Like any streaming music service, I needed to give Apple Music a chance to learn my tastes. Spotify has literally years of data on my listening preferences, and here I was going to be making the decision on whether or not to switch based on just three months’ usage of Apple Music. I decided that to be scrupulously fair, I would make a religion of training it.
Sure, there were times when I just left it playing in the background, but as someone who doesn’t own a TV, I’m a pretty active music listener a lot of the time. So a good 90% of the time, I religiously used the Love or Dislike options on every track that I felt strongly about one way or the other.
Which brings me to a brief aside on the lack of joined-up design between the Apple Music experience on OS X and iOS: in iTunes, you dislike a track or album by selecting the ‘…’ menu and choosing ‘Recommend Less Like This’; in the iOS Music app, you press on the recommendation and select ‘I don’t like this suggestion’ – despite the fact that the ‘…’ menu exists in the Music app too.

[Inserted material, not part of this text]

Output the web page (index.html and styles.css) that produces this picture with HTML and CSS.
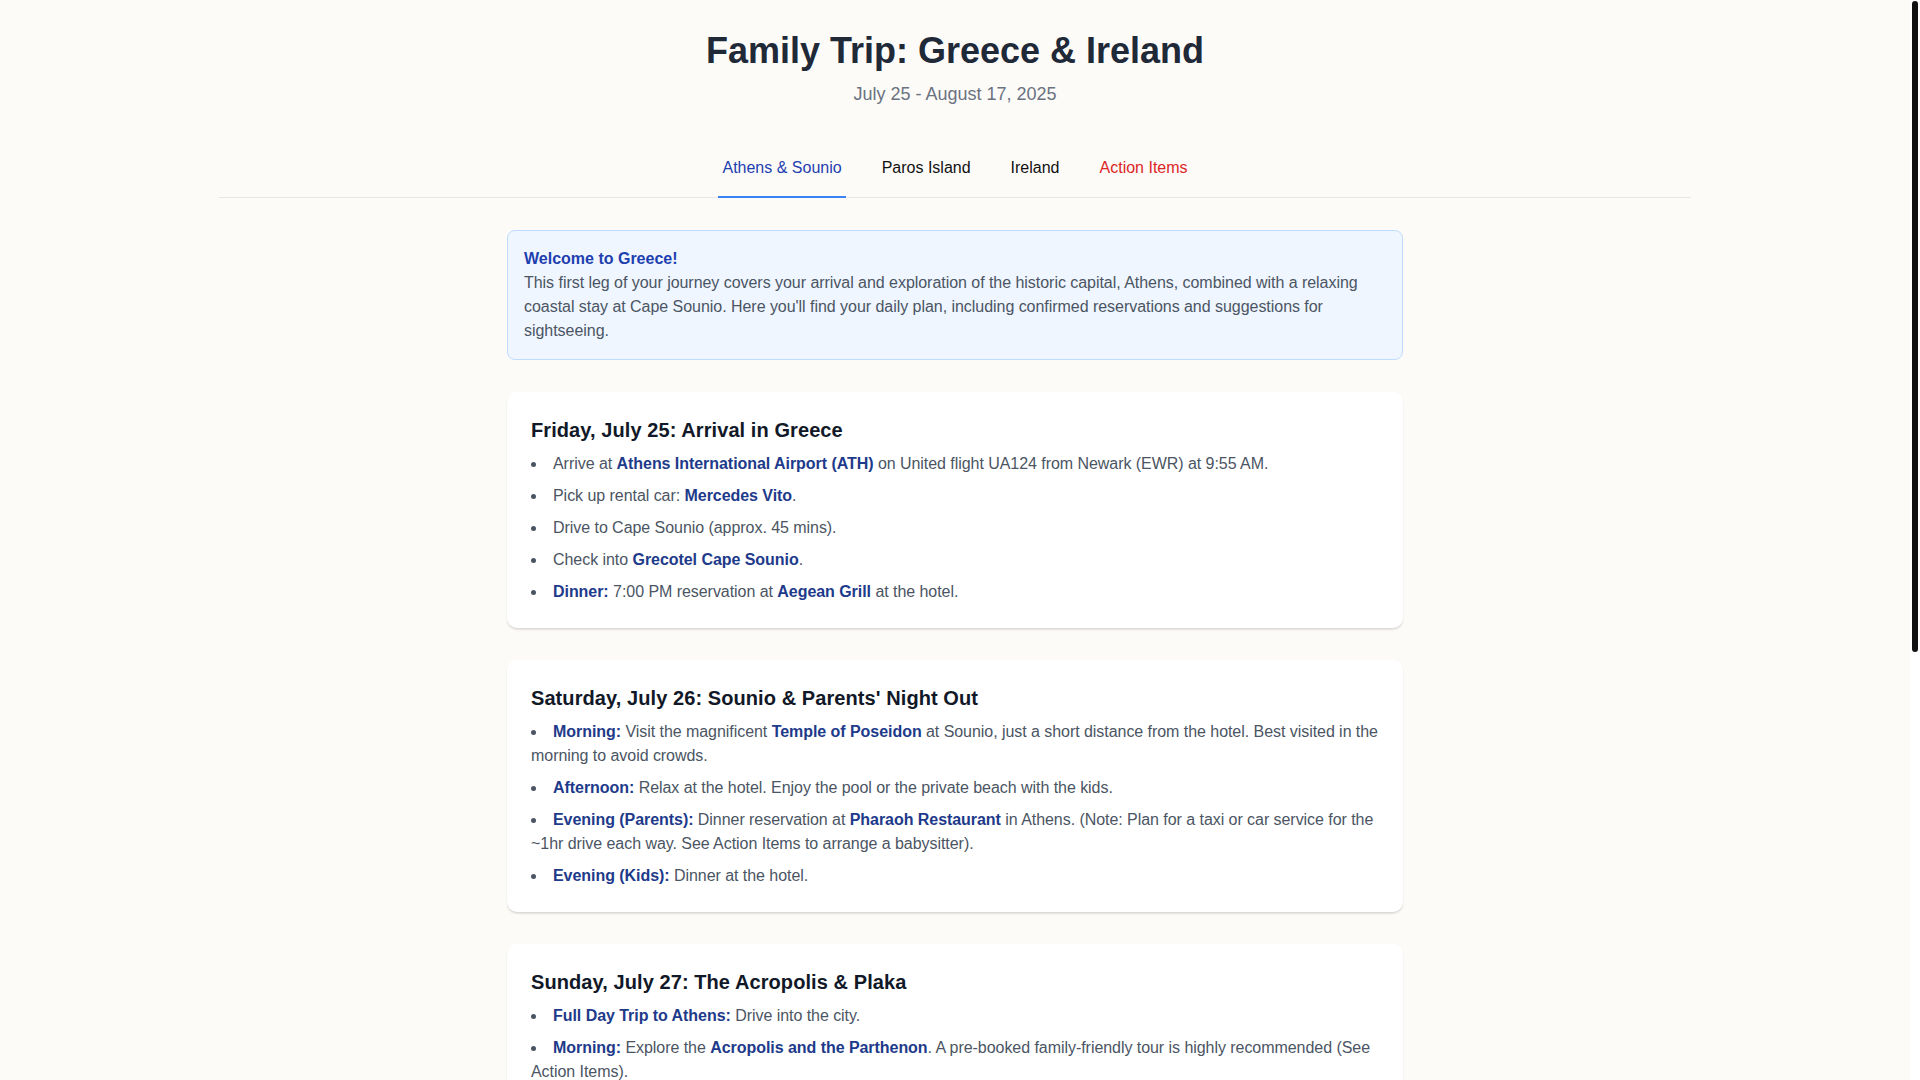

Different method, different wording.
I also noted what we learned from The Loop – that Apple Music doesn’t care if we skip a track, as that could be just because we’re not in the mood at the time, but it does give credit for tracks listened to in full, assuming we like those. So I tried to ensure I listened to the very end of any track I liked, even if I was keen to listen to something else immediately afterwards.
I complained at length in my previous diary pieces that Apple Music didn’t seem to take into account my own music library, recommending albums I already owned, and even offering to ‘introduce’ me to some of my favorite artists. Phil Schiller insists that Apple Music does learn from our libraries, and presumably intends to resurface albums we own but haven’t listened to for a while. I was skeptical, because it seemed to recommend albums I not only own but have played recently. In the above clipping, for example, are three albums I own, one of which I’d played within the past week (no, it’s not Shania Twain).
So I decided I’d look on recently-played examples as bugs, and ignore the wording of ‘Introduction to’ recommendations and simply treat those as a way to play a different mix from an artist whose work I already owned. That mental shift made a surprisingly big difference, no longer finding myself irritated by those suggestions, viewing them instead as a ‘Hey, are you in the mood for some …’ prompt instead.
And you know what? Sometimes I was. In the first week, I was very focused on its ability to introduce me to new artists – on which more in a moment – so just viewed already-owned music as a distraction. But once I settled more into a mix of old and new music, sometimes its suggestions were good ones. I haven’t figured out if there’s any particular methodology behind them – like gentler music in the morning and louder music later – so maybe it’s just randomly pulling stuff from my library, but I can live with that.
But music discovery remains key for me. I don’t need a streaming music service to listen to my own music, even if it does give me prompts I wouldn’t otherwise get. And it’s here that Apple Music really has excelled. Even a week in, I found it was broadening my musical horizons significantly, and it’s continued to do so, recommending artists I’d likely never have discovered any other way. Some of those artists have become favourites.
In three months, it has introduced me to more new artists I like than Spotify has in literally years. More than I’ve discovered through recommendations from friends. More than I’ve found by Shazamming tracks in bars and coffee shops.
That’s huge. And while the UK does get a raw deal on pricing, it’s still less than than the cost of one album per month. So yes, for me Apple Music is worth it, and I’ll be continuing my subscription once Apple starts billing me in a week’s time. My Spotify subscription got cancelled a week in, and I won’t be renewing it.